Once out of the Sandinista army, Alex practiced baseball. He threw a treacherous curve ball that won the championship of Leon twice and competed against other departments. Two years passed.
Then a friend offered to take him illegally to the United States. The first stop was Guatemala. But he never completed the second leg of the journey. Instead, he worked for a Palestinian shopkeeper selling electrical appliances on a busy retail street.
Playing baseball in Guatemala, Alex met the love of his life, Mercedes, who became his wife. With the strong background of Nicaraguan baseball, Alex played on five of the best teams in Guatemala and a future on a professional team seemed likely.
But God threw him a curve ball he didn’t expect. Alex and Mercedes were hanging out on Guatemala City’s Central Plaza in 1996 when they heard a man preaching in the middle of a circle of 100 or so people. Alex was intrigued by the message that Jesus could change his life.
The power of the Word and the work of the Spirit of God in his heart struck a deep chord. When invited, Alex accepted Jesus as his Lord and Savior and was born again. He immediately went to find an evening church service.
“In that moment, we wanted to get to know the church,” Alex says. “God had touched our hearts.”
Alex gave up his baseball career and began voraciously consuming the Bible.
“I found a lot of things that I had already lived as a young man without knowing that they were in the Bible,” says Alex, now 46. “I first read Proverbs. It was unexplainable, but God was speaking to my life. It led me to cry. I spent the whole day reading Proverbs and the terrace alone.”

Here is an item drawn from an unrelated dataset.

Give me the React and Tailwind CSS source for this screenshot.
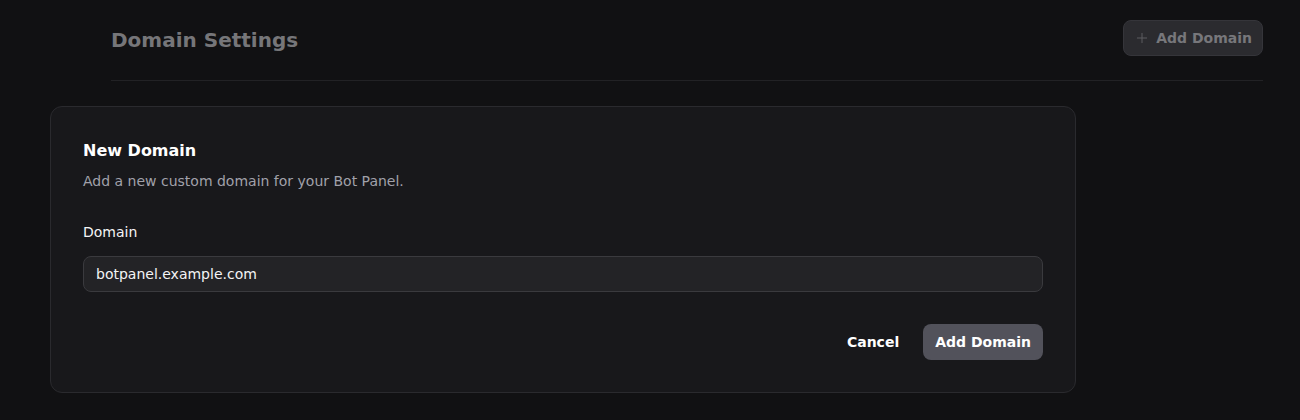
import React, { useState } from 'react';
import { Plus } from 'lucide-react';

export default function App() {
  const [domain, setDomain] = useState('botpanel.example.com');

  return (
    <div className="min-h-screen bg-[#111113] font-['DejaVu_Sans',sans-serif] text-white">
      {/* Page header (dimmed behind the dialog) */}
      <div className="ml-[111px] mr-[37px] flex items-center justify-between border-b border-[#222225] pt-5 pb-6">
        <h1 className="pt-1 text-xl font-bold text-[#767679]">Domain Settings</h1>
        <button className="flex h-9 items-center gap-1.5 rounded-lg border border-[#35353a] bg-[#2b2b2f] px-2.5 text-sm font-bold text-[#77777b]">
          <Plus className="h-4 w-4 text-[#5c5c60]" strokeWidth={1.5} />
          Add Domain
        </button>
      </div>

      {/* New domain card */}
      <div className="ml-[50px] mt-[25px] w-[1026px] rounded-xl border border-[#2a2a2e] bg-[#18181b] p-8">
        <h2 className="text-base leading-6 font-bold text-white">New Domain</h2>
        <p className="mt-2 text-sm leading-5 text-[#a1a1aa]">Add a new custom domain for your Bot Panel.</p>

        <label className="mt-[31px] block text-sm leading-5 text-[#f4f4f5]">Domain</label>
        <input
          value={domain}
          onChange={(e) => setDomain(e.target.value)}
          className="mt-[14px] block h-9 w-full rounded-lg border border-[#3a3a3e] bg-[#232326] px-3 text-sm text-[#f4f4f5] outline-none"
        />

        <div className="mt-8 flex justify-end gap-3">
          <button className="h-9 rounded-lg px-3 text-sm font-bold text-white">Cancel</button>
          <button className="h-9 rounded-lg bg-[#52525b] px-3 text-sm font-bold text-white">
            Add Domain
          </button>
        </div>
      </div>
    </div>
  );
}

His first church was in Jocotales, a neighborhood in Guatemala City almost completely taken over by gang-bangers. The church rose, sputtered and ultimately closed after 10 years. One of his disciples is a pastor today.
At the same time, he became an assistant administrator in the Liceo Bilingue la Puerta, a low-tuition Christian school that reaches souls for God.
“I see in the kids a lot of the experiences I faced in my childhood when I didn’t have anyone who could give me an orientation about what to do,” Alex says. “I suffered a lot of loneliness, the separation of my parents. I was cast aside by my friends because I didn’t have the same talents of others.”
Today, he’s a humble legend among the Guatemalans who have passed through the church and school. He does much of the grunt work and gets much of the admiration of children and parents.
“You’re in the plan of God, and in that there is no failure. He does things in the best way,” says Alex, who is also assistant pastor of the Door Christian Church in Zone 1 of the capital city.
His only sadness, which his wife felt even stronger, was that doctors gave her 1% possibility of becoming pregnant due to hormone imbalances they couldn’t treat because of their finances. Mercedes cried out to the Lord in prayer and persevered for five years. One day, a school parent prophesied to her that she was already pregnant.
“Because of the desire I had to have a child, that impressed me,” says Mercedes, 36. “I believed him.”
And the Lord answered their prayers! Alex and Mercedes now have two kids: Eliseo, 13, and Andres, 9.
Alex has been redeployed from the carnage he faced in the Contra War to the intense spiritual warfare faced by all believers.
“There was so much pain, so much suffering in the army,” he says. “You live so much uncertainty because you don’t know if you’re going to live out of it. Living all that gave me a lot of sensitivity to suffering and conviction – conviction that there is nothing for sure in life except God.”